Having grown up in the Baptist church of the South, I appreciated how the church and more specifically, the church ladies was spot on. The “church ladies” of the black church archetype was spot on. I found myself devouring this collection just to see how it would all play out in each story. A lot of the stories center on wanting, love, loss, belonging, and discovery. Even if the discovery isn’t always something that will lead to a happy ending. But, there were also stories were happiness was found in the end. And it was defined on the protagonist’s own terms.
Absolutely stunning collection and one of the top 5 books I’ve read in 2020 this far. Thank you netgalley and the publisher for the ARC!

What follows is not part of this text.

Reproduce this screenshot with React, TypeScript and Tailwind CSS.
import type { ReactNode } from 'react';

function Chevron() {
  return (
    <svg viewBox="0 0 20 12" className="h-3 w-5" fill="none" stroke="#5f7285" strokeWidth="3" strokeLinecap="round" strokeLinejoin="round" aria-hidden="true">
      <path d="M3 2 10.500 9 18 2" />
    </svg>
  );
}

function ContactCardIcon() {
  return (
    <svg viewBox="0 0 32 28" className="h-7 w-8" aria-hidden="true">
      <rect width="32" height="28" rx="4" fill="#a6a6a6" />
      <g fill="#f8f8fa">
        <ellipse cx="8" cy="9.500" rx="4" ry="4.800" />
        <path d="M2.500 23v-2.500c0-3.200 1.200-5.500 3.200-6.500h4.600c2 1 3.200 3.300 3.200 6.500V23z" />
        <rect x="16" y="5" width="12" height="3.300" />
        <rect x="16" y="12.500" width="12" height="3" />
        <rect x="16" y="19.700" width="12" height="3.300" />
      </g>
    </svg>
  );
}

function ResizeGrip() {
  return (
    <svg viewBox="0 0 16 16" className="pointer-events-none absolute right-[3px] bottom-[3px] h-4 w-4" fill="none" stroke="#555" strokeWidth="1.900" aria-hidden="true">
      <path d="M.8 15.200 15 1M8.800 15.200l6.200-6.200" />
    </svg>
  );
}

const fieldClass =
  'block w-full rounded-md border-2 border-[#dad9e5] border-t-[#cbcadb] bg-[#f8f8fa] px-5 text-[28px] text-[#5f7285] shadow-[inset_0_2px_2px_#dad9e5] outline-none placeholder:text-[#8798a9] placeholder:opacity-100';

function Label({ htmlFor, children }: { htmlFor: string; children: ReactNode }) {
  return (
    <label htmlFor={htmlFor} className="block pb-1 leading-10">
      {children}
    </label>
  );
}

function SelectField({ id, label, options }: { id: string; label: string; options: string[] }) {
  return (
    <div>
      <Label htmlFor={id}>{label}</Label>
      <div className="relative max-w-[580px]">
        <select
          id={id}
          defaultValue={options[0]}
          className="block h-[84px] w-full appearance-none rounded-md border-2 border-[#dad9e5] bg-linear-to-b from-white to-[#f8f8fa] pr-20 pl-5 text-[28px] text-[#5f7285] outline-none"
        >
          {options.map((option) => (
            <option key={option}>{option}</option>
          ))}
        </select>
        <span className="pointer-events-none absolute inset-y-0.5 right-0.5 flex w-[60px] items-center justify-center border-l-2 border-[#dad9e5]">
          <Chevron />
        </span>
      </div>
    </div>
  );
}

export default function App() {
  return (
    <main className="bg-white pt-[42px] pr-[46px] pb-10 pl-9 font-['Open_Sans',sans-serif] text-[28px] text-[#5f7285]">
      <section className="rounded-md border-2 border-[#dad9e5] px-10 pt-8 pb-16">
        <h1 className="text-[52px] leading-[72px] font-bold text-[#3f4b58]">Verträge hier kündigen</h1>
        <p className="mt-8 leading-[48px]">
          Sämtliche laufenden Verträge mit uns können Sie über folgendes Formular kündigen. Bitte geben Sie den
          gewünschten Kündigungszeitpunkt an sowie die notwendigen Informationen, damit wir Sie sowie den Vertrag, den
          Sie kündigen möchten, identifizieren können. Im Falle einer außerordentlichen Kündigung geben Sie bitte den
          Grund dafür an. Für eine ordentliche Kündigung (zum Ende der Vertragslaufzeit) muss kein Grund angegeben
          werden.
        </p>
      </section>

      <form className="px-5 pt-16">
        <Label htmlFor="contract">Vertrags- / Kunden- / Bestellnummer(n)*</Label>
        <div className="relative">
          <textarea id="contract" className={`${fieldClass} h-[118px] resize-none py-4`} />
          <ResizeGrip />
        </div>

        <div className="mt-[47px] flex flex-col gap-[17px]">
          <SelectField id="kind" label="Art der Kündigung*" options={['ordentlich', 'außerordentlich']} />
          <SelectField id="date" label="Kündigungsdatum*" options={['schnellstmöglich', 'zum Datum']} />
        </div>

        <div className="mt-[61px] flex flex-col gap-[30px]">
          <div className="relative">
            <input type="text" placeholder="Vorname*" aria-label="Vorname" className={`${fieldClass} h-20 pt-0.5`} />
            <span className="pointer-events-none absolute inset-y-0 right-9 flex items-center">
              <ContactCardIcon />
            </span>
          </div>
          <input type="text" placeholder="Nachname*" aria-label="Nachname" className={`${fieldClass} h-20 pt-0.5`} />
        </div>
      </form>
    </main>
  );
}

Nominated for the National Book Award for Fiction 2020
This collection contains nine short stories focusing on Southern Black women who attend or attended church, but defy conservative religious norms. The book shines because it manages to give its characters distinct voices that draw readers into their world immediately - it's easy to feel with the group of (half-) sisters who just buried their selfish father and now contact the one half sister they haven't met yet, with the girl who lives with a mother who has a long-term affair with the preacher, or the woman who struggles to overcome the alienation and shame she feels about her own body. These female protagonists feel so lively, so real, so three-dimensional, and the convincing way the author crafts facets of human interaction is really a spectacle to behold.
Food, sex, relationships with others - the women in the stories are looking for comfort and happiness while fighting various demons, and sometimes each other or even themselves. In most cases, short story collections have a certain number of meeehhh efforts or fillers, but not this one: Here, the one text that falls short, "Jael", doesn't work because it is over-ambitious and goes off the rails with its many shifts and tricks, thus at least failing in an interesting way.

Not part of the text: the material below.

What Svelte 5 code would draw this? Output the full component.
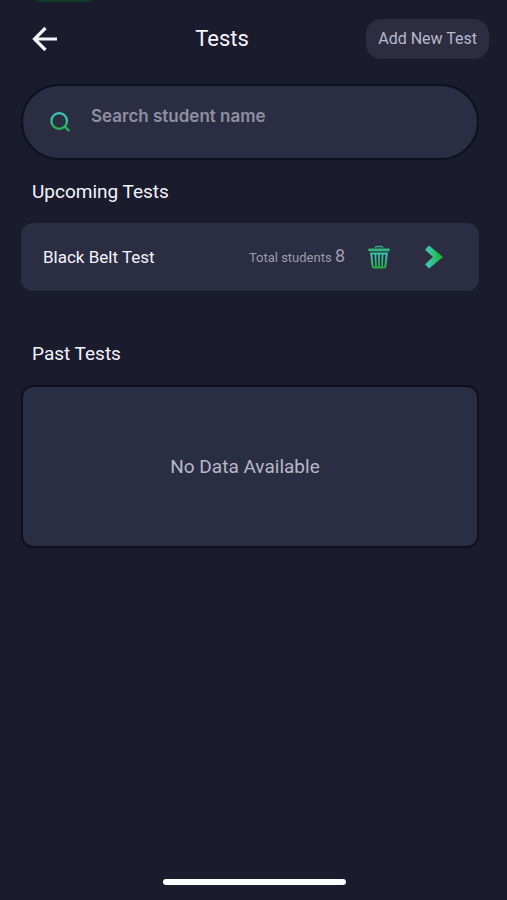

So thanks, National Book Award, I wouldn't have picked the book up if it wasn't nominated, which means I would have missed out on a wonderful, intense, powerful collection.
I have read very few Black writers, I readily confess, so I wanted to push myself a little beyond my usual reads by choosing this book available on Netgalley. I'm so glad I did! I'm not American, I'm not Black and I'm not a Christian, and so it's a testament to the skills of Deesha Philyaw that I was able to have an insight into the lives and minds of these Christian Black women.
These stories show girls who are trying to be good (saintly maybe?), but who also yearns to be free and express their unique identities. Sadly, in many cases, the Church forbids them to do what they want and keep them stuck in shame, in secrets and lies. There's the girl who grows up watching the reverend comes to her mother's house and eat all the peach cobbler that she has made for him. She's never allowed to taste one bit, and in her eyes he is God, but as she grows up, she gets to understand how the reverend took advantage. There's this other woman who is ashamed of her body and her desire and who bit by bit, step by step, grows to be more daring (“How to Make Love to a Physicist”). There's this queer Black woman in the North of the US who misses the South and her mother's cooking, and we understand that her mother has disowned her when she came out.
Religion, family, sexuality are themes showing up in one way or another all along this collection. There's a lot of pent-up anger against the Church men and the constraints put on the lives and bodies of these Church ladies, but I still found the book full of grace and hope. The numerous daughters of their ne'er-do-well deceased father welcome a possible new sister into their fold. Most of the women in these stories find strength and resilience in a newly acquired freedom.
Thanks to the publisher and Netgalley. I received a free copy of this book for review consideration.
Thank you to West Virginia University Press and NetGalley for the Advanced Reader's Copy!
Now available!
I've never read a collection like Deesha Philyaw's "The Secret Lives of Church Ladies" before. It is a tight collection that explores the Black Southern Christian women's experience in their own words and their own light. By turns intimate, full of rage, sorrow, happiness and curiosity, Philyaw's characters are fully realized and engaging. Most of all, Philyaw's stories reveal the human side of church ladies, a group of women who are often stereotyped as ancillary, supportive characters. My favorite story was "Peach Cobbler." Definitely worth checking out if you have an hour or two!
This was a genuinely heartfelt look into the lives of these women. It was a learning opportunity as much as it was a fictional experience. Heartfelt. I will recommend this to anyone .
This is a well-crafted, engaging set of short stories about Black women of all generations whose common bond is that they (or their family) are connected to the Church of the south in some way. The stories are varied in subject, although many touch upon same-sex female relationships, adultery (often involving a male church pastor and his “temptress”, a single Black mother), and the fraught dynamics between mothers and daughters. Most enjoyable were Dear Sister, Jael, and Peach Cobbler (for the latter, I question whether the narrator made another surprise but unnamed appearance in one of the final stories - Instructions for Married Christian Husbands).
I think this book will resonate deeply with Black women who have lived in or around a similar southern, multi-generational culture. I can’t speak to whether these communities also contain God-fearing folks/local leaders by day, only to lose restraint and indulge their primal desires when out of sight. But ultimately, some of the subject matter was too raw, too crude, too sexual for me to enter into any form of a comfort zone.. I read the stories with distance, but can appreciate the author’s talent for compiling a rich tapestry of many Black womens’ experiences.
Wow!
While this book was excellent and a pleasure to read, I 'clutched my pearls' quite a few times.
Looking forward to reading more by Deesha!
Highly recommended to readers who enjoy African-American fiction centered around Christian drama and want to see that Christians are simply sinners who are saved.